Flexibility also matters. Some students perform best online because they are comfortable in a familiar space and can fit support into a busy week. Others benefit from in-person sessions where focus is easier to maintain. Hybrid options can work well when schedules change or when families want the convenience of both formats.
Why tutoring is about confidence as much as academics
Academic struggles rarely stay academic for long. A student who repeatedly feels lost in class may stop participating. A student who expects to fail a quiz may stop preparing for it. Over time, confusion becomes discouragement, and discouragement becomes avoidance.
That is why effective tutoring needs to address both skill development and student confidence. When a tutor helps a student solve a problem correctly and understand why the answer works, that moment matters. When the student can repeat the process independently, confidence begins to build in a real and measurable way.
This is especially important for students who have had inconsistent learning experiences, attendance disruptions, or difficulty adjusting to grade-level expectations. They do not only need more work. They need instruction that reduces confusion, gives them a path forward, and allows them to experience progress in manageable steps.
Confidence should not be confused with empty encouragement. Students respond best when support is honest, structured, and connected to actual growth. Praise matters, but it works best when it is tied to something concrete, such as improved reading accuracy, stronger problem-solving, or better test preparation habits.
When tutoring works best
Tutoring is often most effective when it starts before a small issue becomes a major setback. A student does not need to be failing to benefit from extra support. In many cases, families seek tutoring when grades begin to slip, homework takes too long, or frustration becomes a weekly pattern.
There are also students who are performing adequately but not confidently. They may pass tests while still relying on memorization instead of understanding. They may complete assignments with heavy parent support at home. In those cases, tutoring can provide structure and accountability that eases stress for the whole household.

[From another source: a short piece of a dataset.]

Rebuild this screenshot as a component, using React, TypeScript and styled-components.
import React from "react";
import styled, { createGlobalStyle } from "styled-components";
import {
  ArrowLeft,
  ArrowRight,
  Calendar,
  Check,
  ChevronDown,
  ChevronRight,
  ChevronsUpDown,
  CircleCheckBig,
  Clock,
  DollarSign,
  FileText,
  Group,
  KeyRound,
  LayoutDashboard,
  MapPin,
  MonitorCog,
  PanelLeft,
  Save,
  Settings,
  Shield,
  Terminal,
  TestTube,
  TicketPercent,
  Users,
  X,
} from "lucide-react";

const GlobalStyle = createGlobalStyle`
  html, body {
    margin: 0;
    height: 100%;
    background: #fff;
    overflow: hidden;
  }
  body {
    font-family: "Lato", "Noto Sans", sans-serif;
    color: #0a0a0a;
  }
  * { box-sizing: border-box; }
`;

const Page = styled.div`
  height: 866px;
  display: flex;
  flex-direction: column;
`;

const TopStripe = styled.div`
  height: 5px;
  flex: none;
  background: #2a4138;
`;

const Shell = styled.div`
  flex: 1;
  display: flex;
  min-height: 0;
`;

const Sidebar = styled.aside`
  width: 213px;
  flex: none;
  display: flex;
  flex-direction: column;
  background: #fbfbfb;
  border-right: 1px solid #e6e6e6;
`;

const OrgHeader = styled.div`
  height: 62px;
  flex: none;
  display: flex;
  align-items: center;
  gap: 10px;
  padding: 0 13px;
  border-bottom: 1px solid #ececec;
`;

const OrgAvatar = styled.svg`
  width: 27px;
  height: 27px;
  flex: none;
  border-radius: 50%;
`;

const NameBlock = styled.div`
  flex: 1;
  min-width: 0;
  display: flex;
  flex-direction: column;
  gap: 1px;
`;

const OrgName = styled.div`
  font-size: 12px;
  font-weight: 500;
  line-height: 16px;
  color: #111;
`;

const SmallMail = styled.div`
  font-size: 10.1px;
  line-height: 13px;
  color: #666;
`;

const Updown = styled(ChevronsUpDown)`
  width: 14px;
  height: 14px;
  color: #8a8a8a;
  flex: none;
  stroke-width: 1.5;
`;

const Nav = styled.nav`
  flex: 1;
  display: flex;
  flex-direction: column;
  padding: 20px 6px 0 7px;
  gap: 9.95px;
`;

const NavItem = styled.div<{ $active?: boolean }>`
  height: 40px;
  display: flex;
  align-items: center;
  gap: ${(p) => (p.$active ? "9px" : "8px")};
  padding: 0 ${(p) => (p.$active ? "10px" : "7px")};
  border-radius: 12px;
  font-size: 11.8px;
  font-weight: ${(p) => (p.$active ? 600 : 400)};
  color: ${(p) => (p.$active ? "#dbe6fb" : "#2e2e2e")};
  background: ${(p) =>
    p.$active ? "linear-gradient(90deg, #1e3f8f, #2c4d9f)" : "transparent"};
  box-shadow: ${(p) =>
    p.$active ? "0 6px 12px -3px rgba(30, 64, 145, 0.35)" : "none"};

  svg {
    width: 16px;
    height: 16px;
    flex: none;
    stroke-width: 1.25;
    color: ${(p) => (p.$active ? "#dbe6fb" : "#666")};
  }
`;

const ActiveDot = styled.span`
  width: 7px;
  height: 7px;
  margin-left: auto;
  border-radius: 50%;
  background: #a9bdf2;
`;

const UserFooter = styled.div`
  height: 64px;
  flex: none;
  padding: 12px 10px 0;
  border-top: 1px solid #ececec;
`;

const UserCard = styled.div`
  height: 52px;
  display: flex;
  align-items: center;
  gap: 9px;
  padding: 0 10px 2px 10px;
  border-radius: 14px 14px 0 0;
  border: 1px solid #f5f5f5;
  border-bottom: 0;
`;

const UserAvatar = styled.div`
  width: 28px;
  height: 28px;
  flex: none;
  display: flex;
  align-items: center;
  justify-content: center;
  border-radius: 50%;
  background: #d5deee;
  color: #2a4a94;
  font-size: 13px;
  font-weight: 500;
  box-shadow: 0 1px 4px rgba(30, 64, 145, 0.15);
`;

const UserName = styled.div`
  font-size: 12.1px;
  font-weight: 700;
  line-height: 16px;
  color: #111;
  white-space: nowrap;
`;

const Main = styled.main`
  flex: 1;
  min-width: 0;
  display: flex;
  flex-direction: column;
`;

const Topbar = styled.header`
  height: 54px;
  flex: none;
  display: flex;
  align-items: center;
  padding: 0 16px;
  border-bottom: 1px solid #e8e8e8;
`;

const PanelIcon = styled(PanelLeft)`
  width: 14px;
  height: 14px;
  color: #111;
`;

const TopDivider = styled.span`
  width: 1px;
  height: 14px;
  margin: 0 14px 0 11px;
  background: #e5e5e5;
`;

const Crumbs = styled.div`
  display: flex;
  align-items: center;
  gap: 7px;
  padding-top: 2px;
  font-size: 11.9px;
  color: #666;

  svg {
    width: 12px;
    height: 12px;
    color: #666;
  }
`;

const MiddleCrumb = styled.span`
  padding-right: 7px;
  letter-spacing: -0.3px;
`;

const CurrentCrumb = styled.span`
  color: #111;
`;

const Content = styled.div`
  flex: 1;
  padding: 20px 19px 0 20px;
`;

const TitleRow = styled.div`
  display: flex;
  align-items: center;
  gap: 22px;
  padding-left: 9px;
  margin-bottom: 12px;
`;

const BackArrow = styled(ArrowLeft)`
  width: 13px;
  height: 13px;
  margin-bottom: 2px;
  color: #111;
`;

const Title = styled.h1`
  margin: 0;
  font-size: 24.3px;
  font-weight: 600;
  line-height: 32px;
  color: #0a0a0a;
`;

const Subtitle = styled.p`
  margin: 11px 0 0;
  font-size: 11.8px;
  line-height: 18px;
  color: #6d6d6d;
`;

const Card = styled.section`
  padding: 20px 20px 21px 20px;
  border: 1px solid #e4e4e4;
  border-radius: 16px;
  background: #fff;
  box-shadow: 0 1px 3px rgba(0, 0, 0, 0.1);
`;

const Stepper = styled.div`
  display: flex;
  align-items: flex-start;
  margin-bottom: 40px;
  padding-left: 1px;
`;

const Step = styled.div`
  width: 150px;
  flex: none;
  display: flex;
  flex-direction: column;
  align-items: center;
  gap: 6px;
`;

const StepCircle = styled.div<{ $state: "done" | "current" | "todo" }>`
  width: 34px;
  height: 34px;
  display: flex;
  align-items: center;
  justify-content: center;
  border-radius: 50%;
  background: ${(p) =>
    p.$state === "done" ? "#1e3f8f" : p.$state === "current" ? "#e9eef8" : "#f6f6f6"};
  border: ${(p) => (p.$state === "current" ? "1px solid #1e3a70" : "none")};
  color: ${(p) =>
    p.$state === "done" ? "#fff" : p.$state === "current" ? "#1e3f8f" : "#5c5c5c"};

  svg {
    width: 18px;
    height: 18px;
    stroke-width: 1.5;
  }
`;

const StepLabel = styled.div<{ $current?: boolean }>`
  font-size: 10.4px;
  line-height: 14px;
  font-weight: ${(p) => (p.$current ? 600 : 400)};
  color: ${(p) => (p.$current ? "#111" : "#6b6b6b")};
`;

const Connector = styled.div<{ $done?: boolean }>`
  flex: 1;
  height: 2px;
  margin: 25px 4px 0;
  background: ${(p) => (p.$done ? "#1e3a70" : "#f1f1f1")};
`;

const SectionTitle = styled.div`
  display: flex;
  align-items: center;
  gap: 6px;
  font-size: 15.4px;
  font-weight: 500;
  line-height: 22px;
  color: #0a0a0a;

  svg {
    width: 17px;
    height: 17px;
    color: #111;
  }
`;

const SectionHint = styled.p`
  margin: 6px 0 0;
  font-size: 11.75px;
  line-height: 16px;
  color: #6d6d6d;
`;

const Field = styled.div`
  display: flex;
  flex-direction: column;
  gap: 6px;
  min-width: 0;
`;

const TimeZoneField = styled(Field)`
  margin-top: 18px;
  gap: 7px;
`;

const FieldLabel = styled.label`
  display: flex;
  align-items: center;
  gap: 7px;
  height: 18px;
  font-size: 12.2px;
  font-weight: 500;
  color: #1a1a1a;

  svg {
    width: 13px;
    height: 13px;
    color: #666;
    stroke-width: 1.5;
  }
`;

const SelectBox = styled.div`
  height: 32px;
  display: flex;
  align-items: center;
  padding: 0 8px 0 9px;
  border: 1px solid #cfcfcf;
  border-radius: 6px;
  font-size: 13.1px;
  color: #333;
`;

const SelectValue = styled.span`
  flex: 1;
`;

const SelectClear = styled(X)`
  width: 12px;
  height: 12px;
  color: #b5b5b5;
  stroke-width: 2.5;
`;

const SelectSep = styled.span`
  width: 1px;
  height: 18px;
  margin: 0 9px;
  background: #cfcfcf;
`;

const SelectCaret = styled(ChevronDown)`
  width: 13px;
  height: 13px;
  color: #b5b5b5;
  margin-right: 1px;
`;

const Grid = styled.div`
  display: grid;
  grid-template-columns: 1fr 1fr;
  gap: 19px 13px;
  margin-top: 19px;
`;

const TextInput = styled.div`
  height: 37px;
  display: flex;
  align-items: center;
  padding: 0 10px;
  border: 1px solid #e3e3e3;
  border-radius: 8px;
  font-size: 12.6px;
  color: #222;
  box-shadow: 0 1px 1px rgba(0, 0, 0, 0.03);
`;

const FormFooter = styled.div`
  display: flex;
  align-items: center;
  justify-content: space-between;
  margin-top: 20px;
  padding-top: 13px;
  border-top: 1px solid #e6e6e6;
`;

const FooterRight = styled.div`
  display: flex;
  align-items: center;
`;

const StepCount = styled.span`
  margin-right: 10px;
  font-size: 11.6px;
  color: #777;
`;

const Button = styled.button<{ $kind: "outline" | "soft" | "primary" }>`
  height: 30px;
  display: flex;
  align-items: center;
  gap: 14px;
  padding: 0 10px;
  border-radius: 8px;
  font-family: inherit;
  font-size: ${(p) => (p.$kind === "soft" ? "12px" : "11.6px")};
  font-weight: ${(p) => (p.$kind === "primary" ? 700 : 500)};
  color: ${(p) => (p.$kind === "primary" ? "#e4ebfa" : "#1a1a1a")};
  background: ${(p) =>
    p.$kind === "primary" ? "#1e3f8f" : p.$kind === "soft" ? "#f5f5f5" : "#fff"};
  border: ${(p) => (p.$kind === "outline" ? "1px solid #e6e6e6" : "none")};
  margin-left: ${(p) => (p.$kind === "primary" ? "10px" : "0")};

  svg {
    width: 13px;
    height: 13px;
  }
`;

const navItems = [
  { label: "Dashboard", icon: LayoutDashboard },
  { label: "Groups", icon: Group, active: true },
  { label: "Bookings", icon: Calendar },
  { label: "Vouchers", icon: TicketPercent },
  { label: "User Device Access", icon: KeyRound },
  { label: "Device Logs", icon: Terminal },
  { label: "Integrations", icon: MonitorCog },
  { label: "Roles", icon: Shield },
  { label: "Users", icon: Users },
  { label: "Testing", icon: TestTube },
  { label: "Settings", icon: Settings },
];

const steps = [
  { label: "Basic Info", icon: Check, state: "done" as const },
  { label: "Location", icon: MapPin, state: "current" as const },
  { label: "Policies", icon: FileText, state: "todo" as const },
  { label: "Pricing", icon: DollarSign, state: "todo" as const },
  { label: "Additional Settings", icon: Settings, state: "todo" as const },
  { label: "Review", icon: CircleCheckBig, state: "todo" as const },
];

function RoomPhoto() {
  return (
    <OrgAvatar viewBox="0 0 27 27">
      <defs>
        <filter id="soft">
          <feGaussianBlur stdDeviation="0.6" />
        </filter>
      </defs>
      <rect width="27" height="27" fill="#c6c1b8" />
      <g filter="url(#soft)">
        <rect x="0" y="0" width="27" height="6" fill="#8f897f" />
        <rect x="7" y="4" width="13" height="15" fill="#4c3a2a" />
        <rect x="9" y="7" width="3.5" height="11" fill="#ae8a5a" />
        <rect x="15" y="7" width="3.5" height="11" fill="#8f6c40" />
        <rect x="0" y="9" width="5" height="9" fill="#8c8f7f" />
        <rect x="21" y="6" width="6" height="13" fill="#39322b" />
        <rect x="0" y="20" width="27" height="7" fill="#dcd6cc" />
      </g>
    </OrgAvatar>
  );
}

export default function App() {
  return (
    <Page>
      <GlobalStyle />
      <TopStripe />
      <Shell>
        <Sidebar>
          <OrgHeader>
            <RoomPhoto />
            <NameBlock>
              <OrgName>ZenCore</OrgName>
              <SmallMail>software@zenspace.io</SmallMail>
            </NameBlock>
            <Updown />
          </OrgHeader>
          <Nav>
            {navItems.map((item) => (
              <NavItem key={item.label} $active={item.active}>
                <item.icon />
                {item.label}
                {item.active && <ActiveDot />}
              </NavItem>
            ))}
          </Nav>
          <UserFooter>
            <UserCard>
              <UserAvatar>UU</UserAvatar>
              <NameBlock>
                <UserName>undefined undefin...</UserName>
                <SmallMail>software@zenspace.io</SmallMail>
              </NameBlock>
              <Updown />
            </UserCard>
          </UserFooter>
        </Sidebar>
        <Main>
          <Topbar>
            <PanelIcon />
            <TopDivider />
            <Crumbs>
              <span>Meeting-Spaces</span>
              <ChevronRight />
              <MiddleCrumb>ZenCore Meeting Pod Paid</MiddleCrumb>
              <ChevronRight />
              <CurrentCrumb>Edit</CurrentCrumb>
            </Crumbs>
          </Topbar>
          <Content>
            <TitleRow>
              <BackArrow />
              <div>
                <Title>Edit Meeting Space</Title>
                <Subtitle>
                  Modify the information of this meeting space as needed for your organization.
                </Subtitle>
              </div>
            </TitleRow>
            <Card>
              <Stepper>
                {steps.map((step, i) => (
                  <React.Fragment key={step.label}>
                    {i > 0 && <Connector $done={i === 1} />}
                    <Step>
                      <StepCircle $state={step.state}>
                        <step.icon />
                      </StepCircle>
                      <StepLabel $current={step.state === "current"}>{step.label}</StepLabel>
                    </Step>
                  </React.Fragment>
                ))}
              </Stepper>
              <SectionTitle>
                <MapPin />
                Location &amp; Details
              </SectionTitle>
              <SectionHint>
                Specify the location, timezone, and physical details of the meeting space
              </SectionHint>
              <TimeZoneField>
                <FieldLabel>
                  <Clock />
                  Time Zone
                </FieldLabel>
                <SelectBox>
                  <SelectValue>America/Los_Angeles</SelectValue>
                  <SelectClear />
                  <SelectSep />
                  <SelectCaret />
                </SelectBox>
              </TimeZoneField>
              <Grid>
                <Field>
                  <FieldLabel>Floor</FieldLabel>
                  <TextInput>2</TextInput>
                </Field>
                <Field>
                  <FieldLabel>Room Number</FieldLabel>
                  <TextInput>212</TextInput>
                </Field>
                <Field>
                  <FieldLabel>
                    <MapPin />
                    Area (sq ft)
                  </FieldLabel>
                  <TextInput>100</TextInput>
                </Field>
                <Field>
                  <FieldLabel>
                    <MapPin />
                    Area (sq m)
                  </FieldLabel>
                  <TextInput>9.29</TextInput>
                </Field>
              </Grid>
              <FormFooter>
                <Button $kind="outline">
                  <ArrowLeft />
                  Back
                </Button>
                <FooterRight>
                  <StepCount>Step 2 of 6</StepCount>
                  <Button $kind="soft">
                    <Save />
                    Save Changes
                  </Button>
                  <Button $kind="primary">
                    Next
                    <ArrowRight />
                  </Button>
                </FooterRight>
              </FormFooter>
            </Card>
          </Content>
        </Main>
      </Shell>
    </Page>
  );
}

For schools, the best timing may align with intervention periods, benchmark data, state assessment preparation, or recovery after learning loss. Tutoring can support students who need targeted reinforcement, but it can also serve as part of a broader strategy to help campuses maintain momentum across the school year.
The key is alignment. If tutoring is disconnected from what a student is expected to do in class, results may be limited. If it reinforces classroom goals and responds to current academic needs, support becomes much more effective.
Online, in-person, or hybrid: which format makes sense?
There is no single best format for every student. The right choice depends on learning style, scheduling needs, transportation, attention span, and the type of academic support required.
Online tutoring works well for many families because it offers convenience and access. It can be a strong fit for students who are comfortable with technology, have busy after-school schedules, or need consistent support without the added challenge of travel. It also allows tutoring to continue even when circumstances change.
In-person tutoring can be the better option for students who need closer supervision, hands-on guidance, or fewer distractions. Younger learners and students who struggle to stay engaged on screen often benefit from face-to-face instruction.
Hybrid tutoring gives families and schools room to adjust. That can be useful during testing season, school breaks, or periods when schedules become unpredictable. The format itself is not what drives success. What matters is whether the student receives consistent, qualified instruction in a setting that supports attention and follow-through.
What schools and districts should look for in a tutoring partner
Institutional buyers often need more than a tutor. They need a dependable partner that can support students while understanding the realities of campus operations. That includes scheduling, communication, accountability, and the ability to work within school systems rather than around them.
A strong tutoring partner should be able to serve different grade levels, respond to varying student needs, and provide instructional consistency. Schools also benefit from providers that understand how tutoring fits into the larger educational picture, especially when campuses are balancing intervention, staffing gaps, and academic recovery goals.
This is one reason some education partners look for organizations that offer broader school support services in addition to direct tutoring. When one provider can assist with student instruction, substitute coverage, professional development, or weekend academic care, schools gain operational simplicity along with academic support. That kind of relationship can reduce strain on administrators while improving continuity for students.
For Houston-area families and campuses looking for both flexibility and educational expertise, UPLIFT Educational Solutions approaches tutoring with that broader support mindset. The focus is not only on helping students catch up. It is on helping them move forward with clarity and confidence.
Signs a tutoring service is the right fit
The right service is usually easy to recognize because it makes the next steps clear. Families should know how to get started, what kind of support is available, and how sessions are designed to help the student improve. Schools should understand how the provider communicates, staffs services, and adapts to campus needs.
A good fit also respects that student progress is not always instant. Some learners show quick improvement once confusion is cleared up. Others need time, repetition, and steady reinforcement. A trustworthy tutoring service does not overpromise dramatic results in a week. It offers a practical plan, qualified instruction, and a consistent path toward growth.
It also helps when the service feels supportive rather than overwhelming. Families already managing school demands do not need more complexity. They need a provider that communicates clearly and delivers help in a format that works for real life.
Choosing support that moves students forward
K-12 tutoring services are most valuable when they solve the problem in front of the student while also strengthening the habits and confidence that support long-term success. That might mean closing a reading gap, improving math performance, preparing for exams, or simply helping a student stop feeling defeated by school.
The best tutoring is practical, responsive, and grounded in real teaching. It gives families reassurance, gives schools added capacity, and gives students something they need right away: the sense that progress is possible. When confusion starts to fade, confidence has room to grow. That is often where the real change begins.